(Dataset records):
++++
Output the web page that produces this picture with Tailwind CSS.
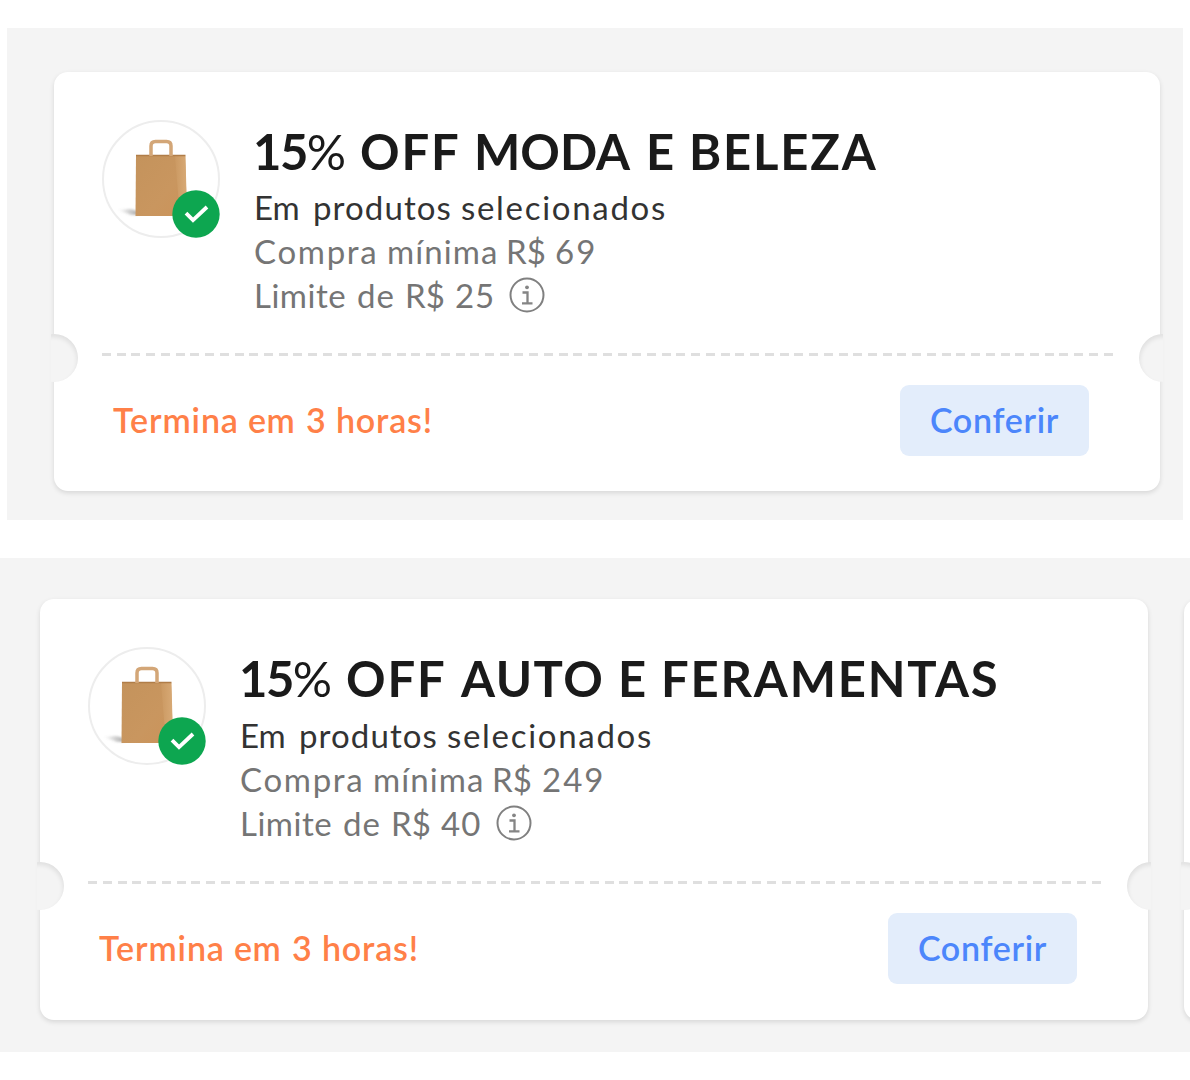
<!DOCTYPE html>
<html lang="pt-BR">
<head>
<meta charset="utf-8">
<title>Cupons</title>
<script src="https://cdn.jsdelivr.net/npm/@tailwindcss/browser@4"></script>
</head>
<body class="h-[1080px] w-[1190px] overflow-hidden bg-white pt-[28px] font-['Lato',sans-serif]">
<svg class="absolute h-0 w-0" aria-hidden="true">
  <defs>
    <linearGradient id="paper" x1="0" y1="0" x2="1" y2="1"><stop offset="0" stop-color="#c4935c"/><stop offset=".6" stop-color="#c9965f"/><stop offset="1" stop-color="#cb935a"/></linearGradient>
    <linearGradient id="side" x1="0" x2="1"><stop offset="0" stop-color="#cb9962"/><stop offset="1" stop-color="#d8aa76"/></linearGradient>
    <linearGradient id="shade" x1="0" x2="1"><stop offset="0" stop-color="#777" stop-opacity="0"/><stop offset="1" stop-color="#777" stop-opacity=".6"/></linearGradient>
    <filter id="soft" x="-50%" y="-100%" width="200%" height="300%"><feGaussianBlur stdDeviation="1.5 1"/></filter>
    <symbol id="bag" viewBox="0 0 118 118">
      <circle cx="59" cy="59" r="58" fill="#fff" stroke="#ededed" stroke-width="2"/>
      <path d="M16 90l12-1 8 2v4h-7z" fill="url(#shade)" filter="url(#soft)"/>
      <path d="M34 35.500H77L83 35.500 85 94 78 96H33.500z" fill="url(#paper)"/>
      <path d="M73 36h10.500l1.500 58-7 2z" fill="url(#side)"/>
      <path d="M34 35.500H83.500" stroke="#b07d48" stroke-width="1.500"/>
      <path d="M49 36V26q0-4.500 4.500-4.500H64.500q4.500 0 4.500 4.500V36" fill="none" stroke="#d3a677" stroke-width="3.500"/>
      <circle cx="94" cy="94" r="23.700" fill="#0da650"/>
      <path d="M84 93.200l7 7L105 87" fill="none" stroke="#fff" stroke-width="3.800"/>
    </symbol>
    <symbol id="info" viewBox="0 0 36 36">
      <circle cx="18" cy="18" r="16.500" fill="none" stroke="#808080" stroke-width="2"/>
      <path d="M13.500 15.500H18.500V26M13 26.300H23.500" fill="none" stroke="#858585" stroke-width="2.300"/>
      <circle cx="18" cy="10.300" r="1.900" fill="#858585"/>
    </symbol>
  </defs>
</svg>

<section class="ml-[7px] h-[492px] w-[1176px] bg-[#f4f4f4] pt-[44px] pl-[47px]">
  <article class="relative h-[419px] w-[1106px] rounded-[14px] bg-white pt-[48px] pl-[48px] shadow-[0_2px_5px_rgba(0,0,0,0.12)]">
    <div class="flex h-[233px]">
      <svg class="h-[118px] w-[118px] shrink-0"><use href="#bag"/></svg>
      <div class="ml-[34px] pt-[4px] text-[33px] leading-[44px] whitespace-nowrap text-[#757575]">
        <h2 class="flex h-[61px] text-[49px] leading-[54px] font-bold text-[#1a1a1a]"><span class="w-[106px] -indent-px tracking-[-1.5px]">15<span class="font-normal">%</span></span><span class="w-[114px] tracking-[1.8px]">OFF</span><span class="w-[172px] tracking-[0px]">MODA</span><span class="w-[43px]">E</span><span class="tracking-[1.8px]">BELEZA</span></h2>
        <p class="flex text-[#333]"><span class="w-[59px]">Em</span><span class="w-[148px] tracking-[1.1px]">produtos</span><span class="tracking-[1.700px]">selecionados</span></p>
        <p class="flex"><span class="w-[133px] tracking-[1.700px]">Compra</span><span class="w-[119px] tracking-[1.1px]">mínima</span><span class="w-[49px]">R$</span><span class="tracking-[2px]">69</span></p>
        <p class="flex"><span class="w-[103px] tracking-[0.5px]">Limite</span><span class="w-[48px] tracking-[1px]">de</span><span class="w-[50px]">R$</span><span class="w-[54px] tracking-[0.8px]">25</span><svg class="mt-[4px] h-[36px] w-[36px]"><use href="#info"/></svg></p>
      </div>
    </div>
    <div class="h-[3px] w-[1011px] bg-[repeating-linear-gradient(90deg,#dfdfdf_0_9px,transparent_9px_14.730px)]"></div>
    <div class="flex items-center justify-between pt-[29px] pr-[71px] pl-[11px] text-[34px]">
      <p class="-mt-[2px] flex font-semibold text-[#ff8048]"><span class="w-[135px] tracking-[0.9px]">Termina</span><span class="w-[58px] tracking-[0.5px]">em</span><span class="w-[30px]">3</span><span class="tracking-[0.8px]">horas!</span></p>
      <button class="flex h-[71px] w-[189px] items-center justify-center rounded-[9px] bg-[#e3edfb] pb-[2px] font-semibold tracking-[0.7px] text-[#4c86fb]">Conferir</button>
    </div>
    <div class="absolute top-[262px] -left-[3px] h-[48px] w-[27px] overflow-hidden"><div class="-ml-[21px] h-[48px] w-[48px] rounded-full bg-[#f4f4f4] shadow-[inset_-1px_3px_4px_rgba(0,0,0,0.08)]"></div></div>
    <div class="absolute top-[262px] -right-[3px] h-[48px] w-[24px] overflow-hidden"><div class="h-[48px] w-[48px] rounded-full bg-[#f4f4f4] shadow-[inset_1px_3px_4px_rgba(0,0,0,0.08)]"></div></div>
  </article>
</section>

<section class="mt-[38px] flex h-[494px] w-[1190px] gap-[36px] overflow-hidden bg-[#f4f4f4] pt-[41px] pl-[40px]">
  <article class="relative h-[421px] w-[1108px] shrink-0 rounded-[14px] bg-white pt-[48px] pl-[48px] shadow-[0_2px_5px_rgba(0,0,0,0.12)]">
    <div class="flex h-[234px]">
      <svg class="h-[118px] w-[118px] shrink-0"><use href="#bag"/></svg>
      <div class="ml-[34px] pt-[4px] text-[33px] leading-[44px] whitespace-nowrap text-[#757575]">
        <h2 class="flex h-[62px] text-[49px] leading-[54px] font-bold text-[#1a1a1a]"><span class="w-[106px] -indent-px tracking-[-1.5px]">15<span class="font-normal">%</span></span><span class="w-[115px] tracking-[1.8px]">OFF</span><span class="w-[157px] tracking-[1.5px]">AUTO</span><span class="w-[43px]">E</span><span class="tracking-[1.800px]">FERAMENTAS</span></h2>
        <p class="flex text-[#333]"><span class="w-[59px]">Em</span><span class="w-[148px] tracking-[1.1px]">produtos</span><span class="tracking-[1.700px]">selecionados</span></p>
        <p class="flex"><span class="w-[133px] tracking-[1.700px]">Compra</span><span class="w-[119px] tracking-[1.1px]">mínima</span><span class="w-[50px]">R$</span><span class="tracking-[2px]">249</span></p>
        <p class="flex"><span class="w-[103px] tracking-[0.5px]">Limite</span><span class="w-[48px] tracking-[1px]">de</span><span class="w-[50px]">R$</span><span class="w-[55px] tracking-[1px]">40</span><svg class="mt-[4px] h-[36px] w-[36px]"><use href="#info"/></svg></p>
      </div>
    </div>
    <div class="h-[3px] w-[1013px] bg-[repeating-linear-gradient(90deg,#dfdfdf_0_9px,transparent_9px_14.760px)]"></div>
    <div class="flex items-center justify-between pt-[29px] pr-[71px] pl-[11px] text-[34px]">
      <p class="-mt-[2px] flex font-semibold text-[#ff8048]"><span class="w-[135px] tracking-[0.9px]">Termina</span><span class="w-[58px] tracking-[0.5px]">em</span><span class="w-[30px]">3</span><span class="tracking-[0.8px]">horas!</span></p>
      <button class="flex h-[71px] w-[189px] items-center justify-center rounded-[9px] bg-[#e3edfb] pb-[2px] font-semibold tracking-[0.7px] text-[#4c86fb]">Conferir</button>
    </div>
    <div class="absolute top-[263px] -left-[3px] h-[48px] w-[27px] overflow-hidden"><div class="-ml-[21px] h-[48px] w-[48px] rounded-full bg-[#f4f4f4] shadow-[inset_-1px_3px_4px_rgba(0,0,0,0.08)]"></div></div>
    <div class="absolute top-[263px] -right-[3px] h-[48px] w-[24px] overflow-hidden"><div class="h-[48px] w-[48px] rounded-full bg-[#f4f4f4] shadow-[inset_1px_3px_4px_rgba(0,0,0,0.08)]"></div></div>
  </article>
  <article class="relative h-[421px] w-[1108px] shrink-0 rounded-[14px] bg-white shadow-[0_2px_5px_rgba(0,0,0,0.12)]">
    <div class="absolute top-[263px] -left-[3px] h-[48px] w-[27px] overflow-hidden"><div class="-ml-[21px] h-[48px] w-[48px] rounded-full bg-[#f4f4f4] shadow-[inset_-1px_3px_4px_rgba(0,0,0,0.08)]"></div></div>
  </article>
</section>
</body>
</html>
++++
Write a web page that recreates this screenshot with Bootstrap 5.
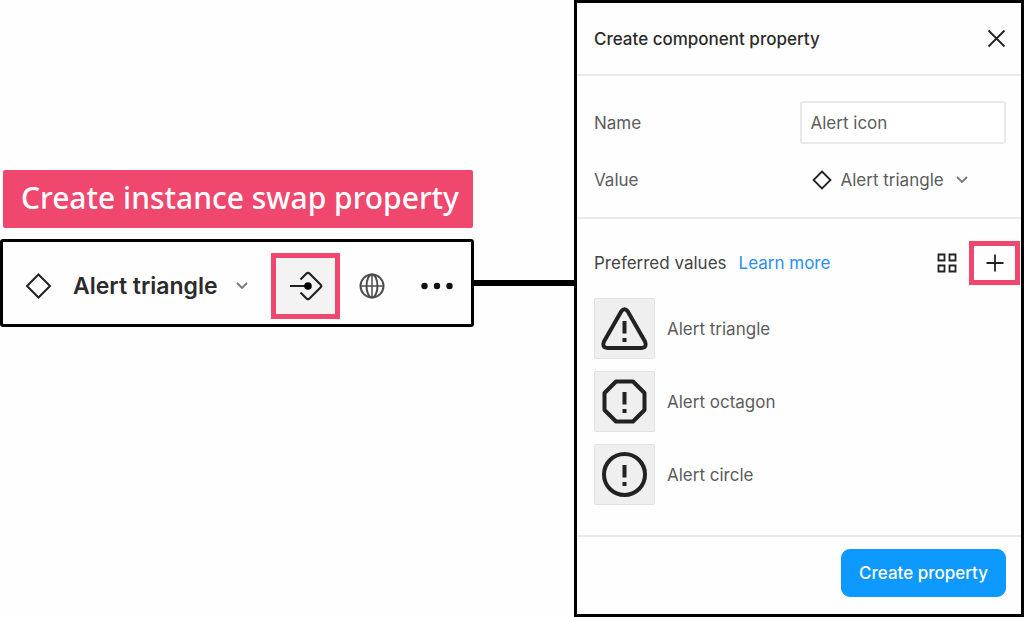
++++
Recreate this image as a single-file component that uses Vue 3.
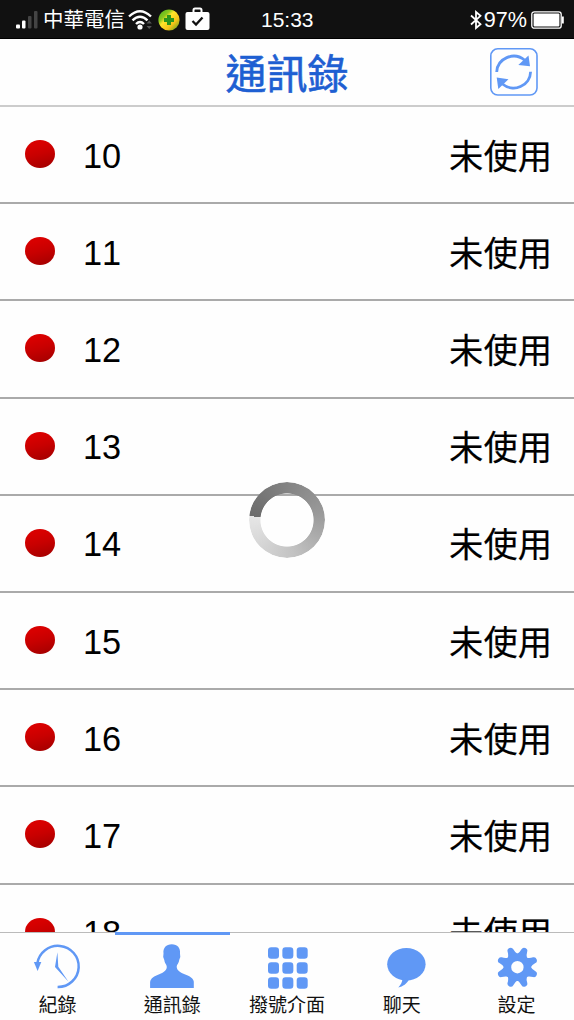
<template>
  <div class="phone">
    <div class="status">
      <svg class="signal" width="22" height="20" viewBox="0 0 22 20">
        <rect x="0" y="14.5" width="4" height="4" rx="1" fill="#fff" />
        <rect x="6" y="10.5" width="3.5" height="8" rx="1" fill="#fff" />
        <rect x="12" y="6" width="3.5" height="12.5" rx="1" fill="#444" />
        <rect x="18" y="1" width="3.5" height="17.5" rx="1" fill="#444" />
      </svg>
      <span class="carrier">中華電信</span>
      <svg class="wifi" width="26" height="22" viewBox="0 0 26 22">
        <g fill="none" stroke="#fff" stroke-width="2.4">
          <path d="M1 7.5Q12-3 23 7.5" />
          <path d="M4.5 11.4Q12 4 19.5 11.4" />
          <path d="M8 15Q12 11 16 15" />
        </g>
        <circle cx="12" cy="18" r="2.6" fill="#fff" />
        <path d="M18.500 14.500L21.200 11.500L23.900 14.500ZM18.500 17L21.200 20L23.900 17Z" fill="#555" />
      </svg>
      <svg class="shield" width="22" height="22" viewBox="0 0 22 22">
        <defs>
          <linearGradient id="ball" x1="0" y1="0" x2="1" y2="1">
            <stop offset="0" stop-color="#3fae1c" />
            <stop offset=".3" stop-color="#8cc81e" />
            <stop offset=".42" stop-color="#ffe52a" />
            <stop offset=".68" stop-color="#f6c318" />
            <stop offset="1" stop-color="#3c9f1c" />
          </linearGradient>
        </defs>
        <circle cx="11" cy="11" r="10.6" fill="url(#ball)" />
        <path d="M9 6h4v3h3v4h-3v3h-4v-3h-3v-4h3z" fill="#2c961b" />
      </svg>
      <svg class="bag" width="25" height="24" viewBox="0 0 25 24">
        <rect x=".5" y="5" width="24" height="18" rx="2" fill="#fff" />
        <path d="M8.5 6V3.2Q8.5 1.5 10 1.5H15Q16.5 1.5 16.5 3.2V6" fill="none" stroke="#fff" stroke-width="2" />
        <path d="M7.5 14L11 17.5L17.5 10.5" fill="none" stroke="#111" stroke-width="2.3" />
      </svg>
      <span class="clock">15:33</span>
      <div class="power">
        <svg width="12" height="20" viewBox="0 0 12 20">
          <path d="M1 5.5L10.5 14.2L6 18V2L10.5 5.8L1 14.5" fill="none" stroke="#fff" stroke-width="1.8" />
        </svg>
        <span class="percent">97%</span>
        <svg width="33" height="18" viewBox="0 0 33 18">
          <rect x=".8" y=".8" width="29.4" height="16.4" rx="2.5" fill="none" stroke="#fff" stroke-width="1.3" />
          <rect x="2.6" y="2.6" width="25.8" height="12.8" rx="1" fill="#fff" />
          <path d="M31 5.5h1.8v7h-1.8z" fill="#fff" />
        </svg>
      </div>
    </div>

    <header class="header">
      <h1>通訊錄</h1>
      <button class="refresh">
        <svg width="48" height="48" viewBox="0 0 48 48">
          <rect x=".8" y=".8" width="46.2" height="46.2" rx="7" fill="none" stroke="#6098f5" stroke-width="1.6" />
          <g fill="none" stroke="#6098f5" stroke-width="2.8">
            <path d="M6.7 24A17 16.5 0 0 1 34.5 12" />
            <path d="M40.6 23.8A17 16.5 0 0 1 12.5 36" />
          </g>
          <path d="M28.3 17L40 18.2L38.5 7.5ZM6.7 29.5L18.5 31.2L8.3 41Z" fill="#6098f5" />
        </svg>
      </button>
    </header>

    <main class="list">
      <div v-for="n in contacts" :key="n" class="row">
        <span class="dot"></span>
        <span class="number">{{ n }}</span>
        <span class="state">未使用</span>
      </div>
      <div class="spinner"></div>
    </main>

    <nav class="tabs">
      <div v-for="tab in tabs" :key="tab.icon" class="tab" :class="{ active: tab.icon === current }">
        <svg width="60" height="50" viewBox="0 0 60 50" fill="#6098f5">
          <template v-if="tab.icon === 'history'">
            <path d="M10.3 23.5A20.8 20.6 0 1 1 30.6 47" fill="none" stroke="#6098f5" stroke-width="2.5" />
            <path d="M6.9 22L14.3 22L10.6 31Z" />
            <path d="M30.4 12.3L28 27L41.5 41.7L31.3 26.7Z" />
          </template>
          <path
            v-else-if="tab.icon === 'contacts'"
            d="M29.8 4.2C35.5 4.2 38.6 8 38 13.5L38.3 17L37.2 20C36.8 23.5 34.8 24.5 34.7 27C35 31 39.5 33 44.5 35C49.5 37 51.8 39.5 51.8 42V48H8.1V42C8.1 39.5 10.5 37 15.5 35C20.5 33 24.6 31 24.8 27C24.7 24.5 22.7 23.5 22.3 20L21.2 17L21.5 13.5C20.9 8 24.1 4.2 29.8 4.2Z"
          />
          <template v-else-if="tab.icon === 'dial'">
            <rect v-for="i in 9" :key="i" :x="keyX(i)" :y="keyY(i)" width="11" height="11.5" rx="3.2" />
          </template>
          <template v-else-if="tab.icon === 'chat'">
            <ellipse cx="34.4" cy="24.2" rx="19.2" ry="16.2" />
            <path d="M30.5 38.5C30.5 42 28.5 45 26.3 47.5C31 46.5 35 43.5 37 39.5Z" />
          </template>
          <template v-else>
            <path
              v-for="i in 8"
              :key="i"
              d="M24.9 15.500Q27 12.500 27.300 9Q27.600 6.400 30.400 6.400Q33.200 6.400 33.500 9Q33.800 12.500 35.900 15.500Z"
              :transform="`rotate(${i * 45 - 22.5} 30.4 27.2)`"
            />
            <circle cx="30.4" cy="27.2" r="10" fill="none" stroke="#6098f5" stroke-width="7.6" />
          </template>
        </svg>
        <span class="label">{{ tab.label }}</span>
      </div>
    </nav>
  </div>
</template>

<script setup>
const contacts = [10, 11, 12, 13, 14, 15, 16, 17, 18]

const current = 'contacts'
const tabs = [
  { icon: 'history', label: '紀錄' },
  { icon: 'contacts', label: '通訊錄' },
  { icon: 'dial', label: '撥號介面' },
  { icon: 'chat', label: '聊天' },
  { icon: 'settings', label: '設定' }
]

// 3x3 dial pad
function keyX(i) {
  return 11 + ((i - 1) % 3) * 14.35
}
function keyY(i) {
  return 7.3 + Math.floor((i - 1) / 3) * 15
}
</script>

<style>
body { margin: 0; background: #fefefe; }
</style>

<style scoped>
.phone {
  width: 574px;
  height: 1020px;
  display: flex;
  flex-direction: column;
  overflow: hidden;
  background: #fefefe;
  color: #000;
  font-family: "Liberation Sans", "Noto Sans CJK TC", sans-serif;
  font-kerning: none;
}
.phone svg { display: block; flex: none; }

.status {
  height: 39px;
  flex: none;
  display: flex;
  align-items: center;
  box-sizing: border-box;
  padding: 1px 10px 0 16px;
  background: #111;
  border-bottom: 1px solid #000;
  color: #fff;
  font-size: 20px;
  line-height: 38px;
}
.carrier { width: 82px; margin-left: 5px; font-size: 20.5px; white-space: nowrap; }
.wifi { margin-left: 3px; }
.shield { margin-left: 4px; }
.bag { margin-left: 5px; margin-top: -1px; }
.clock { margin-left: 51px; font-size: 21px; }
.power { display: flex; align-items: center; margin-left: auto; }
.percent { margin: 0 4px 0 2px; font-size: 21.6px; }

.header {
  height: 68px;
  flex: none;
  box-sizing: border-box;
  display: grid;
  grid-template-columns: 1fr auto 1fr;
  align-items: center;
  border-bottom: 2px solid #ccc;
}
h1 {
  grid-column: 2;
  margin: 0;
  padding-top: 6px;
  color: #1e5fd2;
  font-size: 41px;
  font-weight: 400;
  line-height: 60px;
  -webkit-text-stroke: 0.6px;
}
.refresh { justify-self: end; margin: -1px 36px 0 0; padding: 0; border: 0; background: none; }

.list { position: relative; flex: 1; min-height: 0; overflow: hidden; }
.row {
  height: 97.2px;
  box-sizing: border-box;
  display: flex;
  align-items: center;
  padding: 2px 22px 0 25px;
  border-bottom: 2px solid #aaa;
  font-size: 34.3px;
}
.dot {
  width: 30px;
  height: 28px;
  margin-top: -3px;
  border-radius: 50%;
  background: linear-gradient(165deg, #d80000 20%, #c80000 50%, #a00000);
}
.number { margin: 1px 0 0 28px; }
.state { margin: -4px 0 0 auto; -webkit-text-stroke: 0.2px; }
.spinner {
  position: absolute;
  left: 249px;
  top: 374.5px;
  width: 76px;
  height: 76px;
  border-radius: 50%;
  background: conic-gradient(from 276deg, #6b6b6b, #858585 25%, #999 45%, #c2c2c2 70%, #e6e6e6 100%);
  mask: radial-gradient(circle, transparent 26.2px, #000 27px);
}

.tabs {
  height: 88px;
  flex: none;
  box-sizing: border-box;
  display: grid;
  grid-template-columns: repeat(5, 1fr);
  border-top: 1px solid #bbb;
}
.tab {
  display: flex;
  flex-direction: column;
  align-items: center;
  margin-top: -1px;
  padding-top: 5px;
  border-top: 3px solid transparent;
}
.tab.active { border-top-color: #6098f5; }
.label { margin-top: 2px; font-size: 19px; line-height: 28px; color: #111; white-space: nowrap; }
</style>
++++
(Task instructions): State how many lines above include the word "with", and nothing more.

(Exercise response): 2